For a living, Summers was able to draw on a modest legacy from his father, supplemented by spells of teaching at various schools, including Hertford Grammar, the Central School of Arts and Crafts in Holborn, and Brockley School in south London where he was senior English and Classics Master. He described teaching as:
“One of the most difficult and depressing of trades, and so in some measure it must have been even well-nigh three hundred years ago when boys were not nearly so stupid as they are today.”
In practice though, he was both entertaining and effective as a teacher once he had overcome initial problems with discipline, and was popular with both pupils and colleagues despite making it plain his real interests lay elsewhere.
From 1926, when he was in his mid-forties, Summers' writings and editing earned him the freedom to pursue full time his many enthusiasms and love of travel, particularly in Italy. The bulk of his activity then was related to English Restoration drama of the seventeenth century. Beginning in 1914 with the Shakespeare Head Press, Summers had edited a large number of Restoration plays for various publishers, accompanied by lengthy critical introductions that were highly praised in their own right, and did much to rescue that period of literature from oblivion.
Not content with editing and introducing these plays, Summers helped in 1919 to found the Phoenix Society whose aim was to present them on stage in London. The venture was an immediate success and Summers threw himself wholeheartedly and popularly into all aspects of the productions, which were staged at various theatres. This brought him a measure of fame in London society and invitations to the most select salons, which he dazzled with his wit and erudition. By 1926 he was recognized as the greatest living authority on Restoration drama. Some ten years later he crystallized his knowledge in The Restoration Theatre and The Playhouse of Pepys which examined almost every possible aspect of the London stage between 1660 and 1710. Summers' involvement with the theatre presents a curious parallel with his near contemporary Bram Stoker, who for most of his working life was business manager to Sir Henry Irving at the Lyceum Theatre in London. There is even a suggestion of some jealousy in the grudging praise Summers gives Bram Stoker's Dracula, leading to his conclusion that the novel's success owed more to Stoker’s choice of subject than any authorial skill. One cannot fail to suspect that Summers felt he might have written the definitive vampire novel himself, only better. Notwithstanding this conjecture, Stoker’s Gothic masterpiece remains a work of sheer genius. It was left to myself to tie up the lose ends left flapping about at Dracula’s conclusion in a sequel titled Carmel. The thought must have surely occurred to Summers, but it was to be Summers’ own successor who executed the deed.
Summers’ fame as an expert on the occult began in 1926 with the publication of his History of Demonology and Witchcraft followed by other studies of witches, vampires and werewolves; notably The Vampire: His Kith and Kin (1928) and The Vampire in Europe (1929). As an editor he also introduced to the public, along with many other works, a reprint of The Discovery of Witches by the infamous Matthew Hopkins and the first English translation of the classic fifteenth century treatise on witchcraft, Malleus Maleficarum.
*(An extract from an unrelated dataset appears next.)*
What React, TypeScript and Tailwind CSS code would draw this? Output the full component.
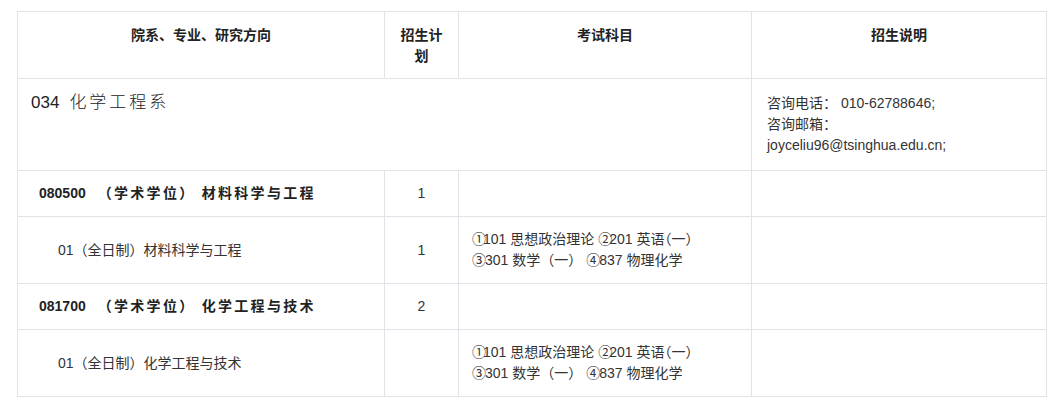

In later life he also wrote influential studies of the Gothic novel, another lifelong enthusiasm; notably The Gothic Quest: a History of the Gothic Novel (1938), and A Gothic Bibliography (1940). Much of Summers’ life remains in obscurity, many of his personal papers have been lost; yet he left an autobiography, The Galanty Show, that was published over thirty years after his death.
In his introduction to Horace Walpole's The Castle of Otranto Summers articulated the appeal of Gothic novels, and perhaps also the appeal of all the dark mysteries that fascinated him:
“There is in the Romantic revival a certain disquietude and a certain aspiration. It is this disquietude with earth and aspiration for heaven which inform the greatest Romance of all, Mysticism, the Romance of the Saints. The Classical writer set down fixed rules and precisely determined his boundaries. The Romantic spirit reaches out beyond these with an indefinite but very real longing to new and dimly guessed spheres of beauty. The Romantic writer fell in love with the Middle Ages, the vague years of long ago, the days of chivalry and strange adventure. He imagined and elaborated a mediaevalism for himself, he created a fresh world, a world which never was and never could have been, a domain which fancy built and fancy ruled. And in this land there will be mystery, because where there is mystery beauty may always lie hid. There will be wonder, because wonder always lurks where there is the unknown. And it is this longing for beauty intermingling with wonder and mystery that will express itself, perhaps exquisitely and passionately in the twilight moods of the romantic poets, perhaps a little crudely and even a little vulgarly in tales of horror and blood.”
Bishop Montague Summers died of a heart attack in 1948 and his mantle awaited the arrival of another. When Sandy Roberston launched The Summers Project in 1986 to raise money for a tombstone to be laid on Summers’ unmarked grave in Richmond Cemetery, known only as plot 10818, I was grateful it was to me he turned for support. The simple stone, bearing the legend “Tell me strange things,” was erected on 26 November 1988. Summers invariably opened his conversation with those words when people visited him. He yearned to hear strange things. In 1991 an updated and enlarged hardcover edition of my best selling The Highgate Vampire was dedicated to the memory of Montague Summers. This fitting tribute to that former vampirologist still remains in print and soon to be made into a major cinema film. Two years after his death, Summers’ longstanding friend, Hector Stuart-Forbes, joined him in the then unmarked plot at Richmond.